Yes. I have set up tanks with just a scattering of gravel and sand on the glass (1/4 inch?). That way, the substrate stays aerobic, but you've still got some attachment sites for helpful bacteria. [A thin gravel/sand layer is better than bare glass.] The bacteria in this aerobic environment can recycle the fish wastes that inevitably sink to the bottom. Also, I found that the mulm that accumulates in these setups has a lot of nitrifying activity.

Now, all you need is good plant growth. I added potted and floating plants to my setup.
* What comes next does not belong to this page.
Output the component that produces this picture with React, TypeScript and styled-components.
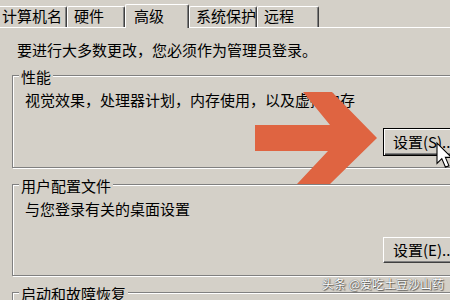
import styled, { createGlobalStyle, css } from "styled-components";

const FACE = "#d4d0c8";

const GlobalStyle = createGlobalStyle`
  html, body {
    margin: 0;
    padding: 0;
    overflow: hidden;
    background: ${FACE};
  }
  body {
    font-family: "Noto Sans CJK SC", "Noto Sans", sans-serif;
    font-size: 15px;
    color: #000;
  }
`;

const Page = styled.div`
  position: relative;
  width: 490px;
  height: 300px;
  overflow: hidden;
  background: ${FACE};
`;

const TabStrip = styled.div`
  display: flex;
  align-items: flex-end;
  height: 27px;
  border-bottom: 1px solid #fff;
`;

const Tab = styled.div<{ $w: number; $selected?: boolean; $first?: boolean }>`
  box-sizing: border-box;
  width: ${(p) => p.$w}px;
  height: 21px;
  padding: 0 0 2px 6px;
  line-height: 18px;
  white-space: nowrap;
  background: ${FACE};
  border-top: 1px solid #fff;
  border-left: 1px solid #fff;
  border-right: 1px solid #404040;
  border-radius: 2px 2px 0 0;
  box-shadow: inset -1px 0 0 #808080;

  ${(p) => p.$first && css`
    margin-left: -5px;
  `}

  ${(p) => p.$selected && css`
    height: 24px;
    margin-bottom: -1px;
    padding: 0 0 1px 8px;
    line-height: 22px;
  `}
`;

const Panel = styled.div`
  padding: 12px 0 0 12px;
`;

const Intro = styled.div`
  margin-left: 5px;
  line-height: 20px;
`;

const Group = styled.div<{ $h: number; $gap: number }>`
  box-sizing: border-box;
  width: 466px;
  height: ${(p) => p.$h}px;
  margin-top: ${(p) => p.$gap}px;
  padding-left: 12px;
  border: 1px solid #808080;
  box-shadow: 1px 1px 0 #fff, inset 1px 1px 0 #fff;
`;

const Legend = styled.div`
  width: fit-content;
  margin: -9px 0 0 -6px;
  padding: 0 2px;
  line-height: 20px;
  background: ${FACE};
`;

const GroupText = styled.div`
  margin-top: 3px;
  line-height: 20px;
`;

const ButtonRow = styled.div`
  display: flex;
  justify-content: flex-end;
  margin-top: 18px;
  padding-right: 12px;
`;

const Button = styled.button<{ $default?: boolean }>`
  box-sizing: border-box;
  width: 82px;
  height: 26px;
  padding: 0 0 0 9px;
  text-align: left;
  white-space: nowrap;
  overflow: hidden;
  font: inherit;
  line-height: 22px;
  color: #000;
  background: ${FACE};
  border: 1px solid;
  border-color: #fff #404040 #404040 #fff;
  box-shadow: inset -1px -1px 0 #808080;

  ${(p) => p.$default && css`
    height: 28px;
    line-height: 26px;
    border-color: #000;
    box-shadow: inset 1px 1px 0 #fff, inset -1px -1px 0 #404040, inset -2px -2px 0 #808080;
  `}
`;

const Overlay = styled.svg`
  position: absolute;
  left: 0;
  top: 0;
  pointer-events: none;
`;

const Watermark = styled.div`
  position: absolute;
  left: 322px;
  top: 276px;
  font-size: 12px;
  line-height: 16px;
  color: #fff;
  white-space: nowrap;
  text-shadow: 0 0 1px #333, 1px 1px 1px rgba(0, 0, 0, 0.55);
`;

const tabs = [
  { label: "计算机名", w: 72 },
  { label: "硬件", w: 58 },
  { label: "高级", w: 64, selected: true },
  { label: "系统保护", w: 68 },
  { label: "远程", w: 62 },
];

function App() {
  return (
    <Page>
      <GlobalStyle />
      <TabStrip>
        {tabs.map((t, i) => (
          <Tab key={t.label} $w={t.w} $selected={t.selected} $first={i === 0}>
            {t.label}
          </Tab>
        ))}
      </TabStrip>
      <Panel>
        <Intro>要进行大多数更改，您必须作为管理员登录。</Intro>
        <Group $h={93} $gap={15}>
          <Legend>性能</Legend>
          <GroupText>视觉效果，处理器计划，内存使用，以及虚拟内存</GroupText>
          <ButtonRow>
            <Button $default>设置(S)...</Button>
          </ButtonRow>
        </Group>
        <Group $h={92} $gap={16}>
          <Legend>用户配置文件</Legend>
          <GroupText>与您登录有关的桌面设置</GroupText>
          <ButtonRow>
            <Button>设置(E)...</Button>
          </ButtonRow>
        </Group>
        <Group $h={40} $gap={16}>
          <Legend>启动和故障恢复</Legend>
        </Group>
      </Panel>

      <Overlay width="450" height="300" viewBox="0 0 450 300">
        <polygon
          fill="#df6441"
          points="255,125 330,125 303,92 332,92 377,138 330,184 297,184 328,151 255,151"
        />
        <g transform="translate(437 143) scale(1.2)">
          <polygon
            points="0,0 0,17 4,13 7,20 10,19 7,12 12,12"
            fill="#fff"
            stroke="#000"
            strokeWidth="0.9"
            strokeLinejoin="miter"
          />
        </g>
      </Overlay>
      <Watermark>头条 @爱吃土豆沙山药</Watermark>
    </Page>
  );
}

export default App;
If your plants grow well, they will keep the fish healthy without the need for frequent water changes.


----------



## Evil-Lynn (Apr 6, 2009)

Gosh, that's why I love coming to these boards, you learn new stuff everyday 
So what I gathered so far is the following:

-1 inch unfertilized soil + 1 inch of plain gravel = good.
-more than 1 inch of soil and more than 1 inch of gravel = bad.
-more than 1 inch of plain gravel - soil = bad
-less than one inch of plain gravel - soil = good if you have floating plants.

It's all about keeping your substrate aerobic and promoting healthy plant growth.


----------



## Elliabel (Jun 3, 2009)

I agree Lynn, and thank you for that brief explanation on what to do and what not to do. I understand more things now.

Diana, you actually motivated me to set up a tank like the one you just mentioned. I have this 10 gallon tank, I will add less than one inch of plain gravel, no filter just a powerhead, some white light and some access to indirect sunlight, and I will add a bunch of plants that don't need to be planted to grow. I want a small population of black mollies to start. Wish me luck!
Cat.


----------



## Evil-Lynn (Apr 6, 2009)

Sounds good to me. Just remember that not all floating plants need to be kept floating. You can attach some to the bottom of your tank. In case you don't want your plants to look like a big floating green mess ...:fencing:


----------